De quoi était nourrie la colère de l’en­fant ? Il a vécu l’éducation reçue dans les filières d’excellences destinées à former des élites comme une école de la puissance et du cynisme qui a broyé sa joie de vivre. Qu’est-ce qui dans l’époque empêchait de respirer celui qui se définissait comme un « asthma­tique de l’âme » ?

Avant de choisir un nouveau nom et de se convertir au judaïsme, « pour s’arracher à sa généalogie », de quitter Paris pour s’installer à Berlin, Camille de Toledo a commencé par s’appeler Alexis Mital. Il a grandi sous le « sceau des effondrements » : celui du mur de Berlin en 1989, celui des tours jumelles en 2001. Il enrage de voir la génération de ses parents enterrer ses idéaux de révolution, de justice sociale, pour adhérer avec enthousiasme à la fable de la fin de l’histoire popularisée par le politologue américain Francis Fukuyama. La disparition du bloc communiste ouvrait la perspective, assurait-on, d’un monde de paix, de prospérité et de démocratie. Il n’était ques­tion que de cela à table, de la vénération du marché, lorsque sa mère, influente journaliste économique, recevait à la maison ministres et conseillers du gouvernement de François Mit­terrand, convertis au nouveau dogme libéral.

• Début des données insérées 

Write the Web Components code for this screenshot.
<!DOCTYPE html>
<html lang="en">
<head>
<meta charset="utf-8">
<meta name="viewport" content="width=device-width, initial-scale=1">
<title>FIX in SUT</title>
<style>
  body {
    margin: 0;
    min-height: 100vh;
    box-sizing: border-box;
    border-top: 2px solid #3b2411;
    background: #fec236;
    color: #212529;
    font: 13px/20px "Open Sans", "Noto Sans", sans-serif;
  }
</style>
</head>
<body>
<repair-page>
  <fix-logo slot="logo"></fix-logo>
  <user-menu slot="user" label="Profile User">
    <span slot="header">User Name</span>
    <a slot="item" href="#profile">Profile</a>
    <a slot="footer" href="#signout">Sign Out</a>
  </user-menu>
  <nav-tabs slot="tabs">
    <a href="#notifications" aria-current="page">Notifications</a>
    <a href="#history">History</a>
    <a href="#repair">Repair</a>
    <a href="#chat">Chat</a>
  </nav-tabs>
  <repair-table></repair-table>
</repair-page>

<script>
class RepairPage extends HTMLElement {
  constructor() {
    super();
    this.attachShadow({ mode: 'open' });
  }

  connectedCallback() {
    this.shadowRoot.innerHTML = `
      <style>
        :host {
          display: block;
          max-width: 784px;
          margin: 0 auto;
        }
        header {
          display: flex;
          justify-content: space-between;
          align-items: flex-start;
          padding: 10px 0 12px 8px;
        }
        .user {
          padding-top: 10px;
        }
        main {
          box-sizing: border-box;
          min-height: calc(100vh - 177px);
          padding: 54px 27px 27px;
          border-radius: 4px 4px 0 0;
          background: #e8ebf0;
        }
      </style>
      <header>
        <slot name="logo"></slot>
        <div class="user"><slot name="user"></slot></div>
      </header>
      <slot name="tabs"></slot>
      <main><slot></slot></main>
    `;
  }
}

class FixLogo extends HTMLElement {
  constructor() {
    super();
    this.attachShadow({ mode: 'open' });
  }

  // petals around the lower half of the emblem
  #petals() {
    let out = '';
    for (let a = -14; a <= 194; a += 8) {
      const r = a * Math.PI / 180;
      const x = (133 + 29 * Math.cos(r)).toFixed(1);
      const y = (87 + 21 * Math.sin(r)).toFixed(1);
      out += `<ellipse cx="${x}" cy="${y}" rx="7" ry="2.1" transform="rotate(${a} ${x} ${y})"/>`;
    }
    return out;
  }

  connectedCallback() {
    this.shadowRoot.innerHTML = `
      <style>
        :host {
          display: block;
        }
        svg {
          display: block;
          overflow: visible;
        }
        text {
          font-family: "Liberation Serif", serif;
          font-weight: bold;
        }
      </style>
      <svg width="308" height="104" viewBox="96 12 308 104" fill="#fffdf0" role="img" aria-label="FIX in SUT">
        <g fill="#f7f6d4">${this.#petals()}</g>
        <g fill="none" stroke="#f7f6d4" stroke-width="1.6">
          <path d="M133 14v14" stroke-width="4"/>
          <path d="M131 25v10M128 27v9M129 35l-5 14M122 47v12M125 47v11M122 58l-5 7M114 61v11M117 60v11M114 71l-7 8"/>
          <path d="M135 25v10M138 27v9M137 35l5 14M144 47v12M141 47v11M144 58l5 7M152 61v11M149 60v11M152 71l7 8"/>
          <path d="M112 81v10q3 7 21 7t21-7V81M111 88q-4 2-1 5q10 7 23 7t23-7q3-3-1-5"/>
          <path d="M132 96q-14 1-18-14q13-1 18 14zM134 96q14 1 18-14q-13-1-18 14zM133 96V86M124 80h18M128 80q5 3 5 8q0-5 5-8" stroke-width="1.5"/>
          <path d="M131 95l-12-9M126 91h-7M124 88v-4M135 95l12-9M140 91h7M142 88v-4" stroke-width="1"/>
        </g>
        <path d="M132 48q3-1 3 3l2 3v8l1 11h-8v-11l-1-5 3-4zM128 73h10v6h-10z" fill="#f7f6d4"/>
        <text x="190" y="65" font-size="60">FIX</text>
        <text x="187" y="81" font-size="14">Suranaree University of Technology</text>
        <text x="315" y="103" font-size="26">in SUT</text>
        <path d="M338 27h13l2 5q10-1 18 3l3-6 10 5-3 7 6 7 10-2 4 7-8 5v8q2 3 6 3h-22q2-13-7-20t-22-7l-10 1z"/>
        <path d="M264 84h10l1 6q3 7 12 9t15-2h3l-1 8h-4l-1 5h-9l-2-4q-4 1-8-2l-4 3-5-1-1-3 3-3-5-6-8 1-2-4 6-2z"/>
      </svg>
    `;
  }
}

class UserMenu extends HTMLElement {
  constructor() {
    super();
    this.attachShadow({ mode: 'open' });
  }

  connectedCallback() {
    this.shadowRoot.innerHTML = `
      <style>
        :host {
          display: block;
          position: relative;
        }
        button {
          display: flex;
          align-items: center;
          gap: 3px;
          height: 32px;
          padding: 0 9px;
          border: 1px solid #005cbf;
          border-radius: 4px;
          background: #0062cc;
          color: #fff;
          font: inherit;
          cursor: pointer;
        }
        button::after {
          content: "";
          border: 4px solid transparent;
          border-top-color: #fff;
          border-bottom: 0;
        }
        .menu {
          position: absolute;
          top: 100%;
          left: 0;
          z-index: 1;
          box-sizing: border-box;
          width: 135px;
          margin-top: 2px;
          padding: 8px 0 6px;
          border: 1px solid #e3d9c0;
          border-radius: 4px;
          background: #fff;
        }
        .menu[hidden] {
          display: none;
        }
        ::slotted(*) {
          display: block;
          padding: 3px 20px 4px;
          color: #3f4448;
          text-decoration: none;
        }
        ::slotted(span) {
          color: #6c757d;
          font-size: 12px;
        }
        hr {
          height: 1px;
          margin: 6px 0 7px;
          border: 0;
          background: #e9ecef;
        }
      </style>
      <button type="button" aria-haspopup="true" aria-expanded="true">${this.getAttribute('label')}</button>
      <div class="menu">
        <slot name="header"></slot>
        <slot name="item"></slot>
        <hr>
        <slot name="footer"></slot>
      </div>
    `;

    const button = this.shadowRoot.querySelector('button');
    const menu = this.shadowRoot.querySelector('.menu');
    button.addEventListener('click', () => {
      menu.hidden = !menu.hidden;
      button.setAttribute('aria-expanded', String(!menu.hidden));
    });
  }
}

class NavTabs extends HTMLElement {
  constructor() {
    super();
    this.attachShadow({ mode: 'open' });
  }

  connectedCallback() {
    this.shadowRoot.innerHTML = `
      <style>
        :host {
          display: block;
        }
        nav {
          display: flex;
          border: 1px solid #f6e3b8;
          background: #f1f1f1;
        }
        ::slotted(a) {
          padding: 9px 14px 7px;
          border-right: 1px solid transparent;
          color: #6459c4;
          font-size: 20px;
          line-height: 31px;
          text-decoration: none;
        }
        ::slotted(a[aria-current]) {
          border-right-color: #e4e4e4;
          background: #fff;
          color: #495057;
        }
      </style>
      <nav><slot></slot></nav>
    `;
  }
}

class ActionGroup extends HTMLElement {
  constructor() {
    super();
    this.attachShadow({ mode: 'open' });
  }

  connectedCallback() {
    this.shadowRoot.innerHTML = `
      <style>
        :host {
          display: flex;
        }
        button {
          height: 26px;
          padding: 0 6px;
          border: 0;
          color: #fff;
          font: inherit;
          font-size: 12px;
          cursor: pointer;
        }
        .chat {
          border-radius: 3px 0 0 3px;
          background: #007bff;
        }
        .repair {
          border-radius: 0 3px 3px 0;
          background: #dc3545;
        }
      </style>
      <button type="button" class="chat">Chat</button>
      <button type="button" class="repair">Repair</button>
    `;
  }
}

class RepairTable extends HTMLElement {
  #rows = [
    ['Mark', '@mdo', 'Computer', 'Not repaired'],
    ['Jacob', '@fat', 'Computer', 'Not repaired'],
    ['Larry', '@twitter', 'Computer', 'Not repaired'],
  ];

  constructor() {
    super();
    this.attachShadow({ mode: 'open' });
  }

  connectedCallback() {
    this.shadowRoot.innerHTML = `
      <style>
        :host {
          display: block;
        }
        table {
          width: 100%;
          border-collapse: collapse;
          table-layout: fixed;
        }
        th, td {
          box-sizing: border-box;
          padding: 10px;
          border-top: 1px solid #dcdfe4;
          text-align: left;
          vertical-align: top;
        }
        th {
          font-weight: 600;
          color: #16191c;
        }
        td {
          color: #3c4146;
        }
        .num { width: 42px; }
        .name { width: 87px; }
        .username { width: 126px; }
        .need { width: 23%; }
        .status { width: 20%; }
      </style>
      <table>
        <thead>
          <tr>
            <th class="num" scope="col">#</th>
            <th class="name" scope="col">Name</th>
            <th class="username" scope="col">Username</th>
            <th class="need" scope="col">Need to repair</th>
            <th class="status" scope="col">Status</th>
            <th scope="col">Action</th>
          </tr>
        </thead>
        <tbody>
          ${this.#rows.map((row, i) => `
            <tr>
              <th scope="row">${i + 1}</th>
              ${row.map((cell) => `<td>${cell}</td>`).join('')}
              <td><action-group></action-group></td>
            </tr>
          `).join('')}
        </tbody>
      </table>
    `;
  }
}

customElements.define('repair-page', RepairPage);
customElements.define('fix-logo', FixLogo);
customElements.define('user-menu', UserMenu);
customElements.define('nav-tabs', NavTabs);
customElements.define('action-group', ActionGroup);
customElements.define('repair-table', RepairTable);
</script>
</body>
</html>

Le parti pris de la douceur

L’enfant, du haut de ses 14 ans en 1989, le pressent bien, que la guerre et les ruines n’auront jamais de fin, qu’» il n’y aura pas de paix / jamais ». Il se passionnera pour les mouvements altermondialistes des années 1990 et les documentera comme journaliste et vidéaste. Il voudrait tenter de résister au mouvement de l’Histoire plutôt que de rêver à sa fin. De produire au contraire des récits capables d’« infinir » le monde, comme le pro­pose avec poésie le livre de 2001, Archimon­dain Jolipunk, car tel était son titre.

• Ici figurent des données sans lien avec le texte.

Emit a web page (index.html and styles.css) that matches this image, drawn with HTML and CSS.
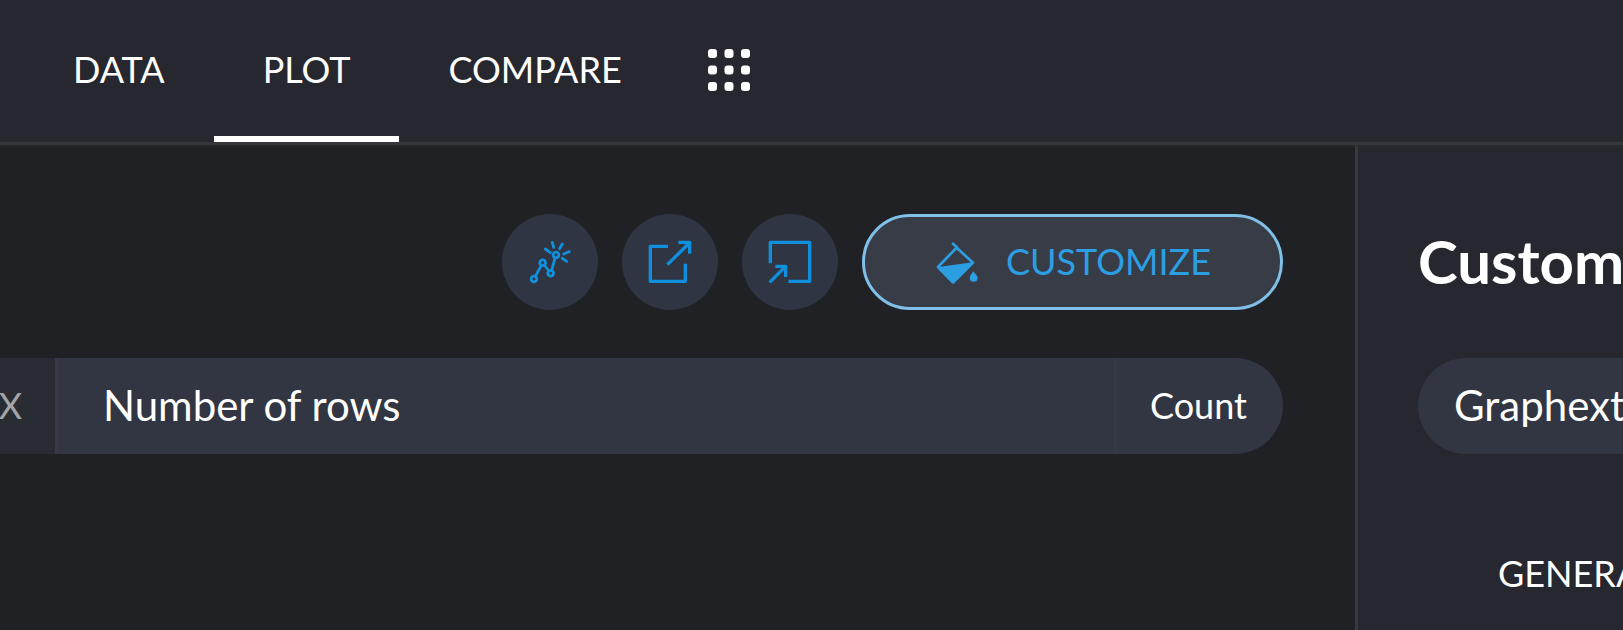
FILE: index.html
```html
<!DOCTYPE html>
<html lang="en">
<head>
<meta charset="utf-8">
<title>Plot</title>
<link rel="stylesheet" href="styles.css">
</head>
<body>
<header class="topbar">
  <nav class="tabs">
    <a class="tab" href="#data">DATA</a>
    <a class="tab tab-active" href="#plot" aria-current="page">PLOT</a>
    <a class="tab" href="#compare">COMPARE</a>
  </nav>
  <button class="apps" type="button" aria-label="More views">
    <svg width="42" height="42" viewBox="0 0 42 42" fill="currentColor" aria-hidden="true">
      <rect x="0" y="0" width="9" height="9" rx="3"/><rect x="16.500" y="0" width="9" height="9" rx="3"/><rect x="33" y="0" width="9" height="9" rx="3"/>
      <rect x="0" y="16.500" width="9" height="9" rx="3"/><rect x="16.500" y="16.500" width="9" height="9" rx="3"/><rect x="33" y="16.500" width="9" height="9" rx="3"/>
      <rect x="0" y="33" width="9" height="9" rx="3"/><rect x="16.500" y="33" width="9" height="9" rx="3"/><rect x="33" y="33" width="9" height="9" rx="3"/>
    </svg>
  </button>
</header>
<div class="workspace">
  <main class="plot">
    <div class="toolbar">
      <button class="round" type="button" aria-label="Highlight points">
        <svg class="icon" viewBox="108 114 144 144" fill="none" stroke="currentColor" stroke-width="8.500" stroke-linecap="round" aria-hidden="true">
          <circle cx="132" cy="237" r="8.500"/><circle cx="158" cy="188" r="8.500"/><circle cx="182" cy="220" r="8.500"/><circle cx="198" cy="165" r="8.500"/>
          <path d="M136 229L154 196M163 195L177 213M185 211L195 174M166 147L181 158M187 127L191 142M217 132L209 146M238 155L221 162M230 184L217 175"/>
        </svg>
      </button>
      <button class="round" type="button" aria-label="Open in new window">
        <svg class="icon" viewBox="108 114 144 144" fill="none" stroke="currentColor" stroke-width="10" stroke-linejoin="round" aria-hidden="true">
          <path d="M174 139H121V244H226V191M172 194L238 129M205 127H239V161"/>
        </svg>
      </button>
      <button class="round" type="button" aria-label="Insert">
        <svg class="icon" viewBox="108 114 144 144" fill="none" stroke="currentColor" stroke-width="10" stroke-linejoin="round" aria-hidden="true">
          <path d="M121 190V127H239V244H175M119 247L167 199M136 199H167V231"/>
        </svg>
      </button>
      <button class="customize" type="button">
        <svg class="icon" viewBox="252 114 144 144" aria-hidden="true">
          <path d="M309 131L322 143M320 143L369 188L309 248L264 201Z" fill="none" stroke="currentColor" stroke-width="8" stroke-linejoin="round" stroke-linecap="round"/>
          <path d="M264 201L369 187L309 249Z" fill="currentColor"/>
          <path d="M370 214C374 221 383 227 383 234A12 11 0 0 1 359 234C359 227 366 221 370 214Z" fill="currentColor"/>
        </svg>
        <span>CUSTOMIZE</span>
      </button>
    </div>
    <div class="axis">
      <label class="axis-name" for="x-axis">X</label>
      <input class="axis-value" id="x-axis" type="text" value="Number of rows">
      <select class="axis-mode" aria-label="Aggregation"><option>Count</option></select>
    </div>
  </main>
  <aside class="panel">
    <h2 class="panel-title">Customize</h2>
    <select class="theme" aria-label="Theme"><option>Graphext</option></select>
    <button class="section" type="button">GENERAL</button>
  </aside>
</div>
</body>
</html>
```
FILE: styles.css
```css
* { box-sizing: border-box; }

body {
  margin: 0;
  height: 100vh;
  display: flex;
  flex-direction: column;
  overflow: hidden;
  background: #1f2124;
  color: #fff;
  font-family: Lato, sans-serif;
  font-size: 36px;
  line-height: 44px;
}

button, input, select {
  margin: 0;
  padding: 0;
  border: 0;
  border-radius: 0;
  background: none;
  color: inherit;
  font: inherit;
  appearance: none;
  outline: 0;
}

.topbar {
  position: relative;
  z-index: 1;
  display: flex;
  flex: none;
  height: 145px;
  padding-left: 24px;
  background: #26272f;
  border-bottom: 3px solid #36373c;
  box-shadow: 0 1px 3px #2e3034;
}

.tabs { display: flex; }

.tab {
  display: flex;
  align-items: center;
  padding: 2px 49px 0;
  border-bottom: 6px solid transparent;
  color: #fff;
  text-decoration: none;
}

.tab-active { border-bottom-color: #fff; }

.apps {
  display: flex;
  align-items: center;
  padding: 0 37px 2px;
}

.workspace {
  display: flex;
  flex: 1;
  min-height: 0;
}

.plot {
  flex: 1;
  min-width: 0;
  display: flex;
  flex-direction: column;
  gap: 48px;
  padding: 69px 72px 0 0;
}

.toolbar {
  display: flex;
  justify-content: flex-end;
  gap: 24px;
}

.icon {
  flex: none;
  width: 48px;
  height: 48px;
}

.round {
  display: flex;
  align-items: center;
  justify-content: center;
  width: 96px;
  height: 96px;
  border-radius: 50%;
  background: #2f3542;
  color: #108fdc;
}

.customize {
  display: flex;
  align-items: center;
  gap: 24px;
  height: 96px;
  padding: 0 69px;
  border: 3px solid #7fbfe8;
  border-radius: 48px;
  background: #373c47;
  color: #2c9fe3;
}

.customize span { padding-bottom: 2px; }

.axis {
  display: flex;
  height: 96px;
  margin-left: -42px;
  border-radius: 48px;
  overflow: hidden;
  background: #323642;
}

.axis-name {
  display: flex;
  align-items: center;
  justify-content: flex-end;
  width: 97px;
  padding: 0 33px 2px 0;
  background: #292d33;
  color: #a2a4a8;
}

.axis-value {
  flex: 1;
  min-width: 0;
  padding: 0 45px 2px;
  border-left: 3px solid #363a45;
  font-size: 42px;
}

.axis-mode {
  padding: 0 36px 2px 33px;
  border-left: 3px solid #353945;
}

.panel {
  flex: 0 0 268px;
  display: flex;
  flex-direction: column;
  align-items: flex-start;
  padding: 80px 0 0 60px;
  border-left: 3px solid #383a42;
  background: #26272f;
  overflow: hidden;
}

.panel-title {
  margin: 0;
  font-size: 60px;
  font-weight: 700;
  line-height: 72px;
}

.theme {
  flex: none;
  width: 480px;
  height: 96px;
  margin-top: 61px;
  padding: 0 36px 2px;
  border-radius: 48px;
  background: #323642;
  font-size: 42px;
}

.section {
  flex: none;
  margin-top: 97px;
  padding-left: 80px;
}
```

La colère s’apaise-t-elle en un quart de siècle ? Rien n’est moins sûr. Si le jeune homme avait de la peine à respirer, Camille de Toledo sent aujourd’hui le sol se dérober sous ses pieds. C’était le sujet de son magni­fique Une Histoire du vertige, paru en 2023, essai qui théorise la nécessité de faire sauter les « envoûtements narratifs » qui empêchent d’appréhender correctement le réel. Aujourd’hui comme hier, il souffre de consta­ter « combien la pensée a du retard / sur ce qui advient ». Face à « l’inventaire des espèces qui meurent, / la carte des mondes détruits, / les terres rendues infertiles, / les corps meurtris de celles et ceux / qui se tuent au travail », sa colère ne fait aujourd’hui que s’amplifier. En revanche, si le jeune homme s’acharnait avec sérieux, et une certaine arrogance, à tenter de faire dévier la flèche du temps, il ne s’attaque plus à ce sur quoi il n’a pas prise. Il a épousé le parti pris de la douceur.

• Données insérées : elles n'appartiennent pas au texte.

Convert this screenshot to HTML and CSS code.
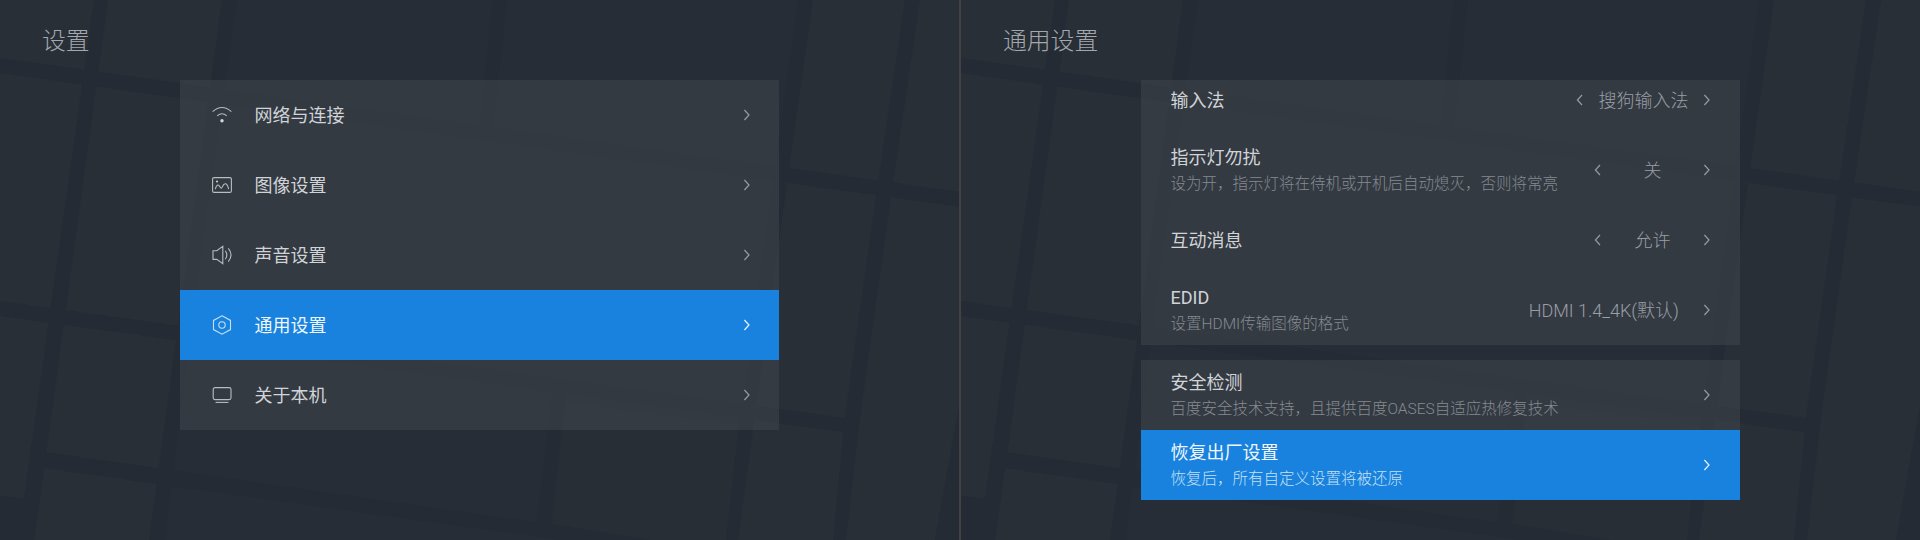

Si le livre de 2001 était celui de la rupture avec la mère, avec la caste qu’elle représentait à ses yeux, le nouveau se veut celui de la récon­ciliation. Dans des pages chargées d’émo­tion, Camille de Toledo évoque sans détour le conflit de loyauté qu’il a vécu entre une mère, aujourd’hui disparue, souvent absente, et la femme qui l’a élevé. Pour que la mère puisse mener librement sa carrière, pour laquelle il éprouve maintenant de l’admiration, il fallait en effet qu’une employée de maison assure l’intendance, s’occupe de la vie matérielle. Dans l’ombre de la « mère-pouvoir », cette femme, surnommée Mazet, était « l’envers de la puissance », la « mère-présente, mère-mai­son ». Il reconnaît aujourd’hui « qu’il écrit, / qu’il a toujours écrit, non du point de vue de sa caste, / mais du point de vue de / MAZET. « Mademoiselle » / « Ma’zelle » / « Mazet ».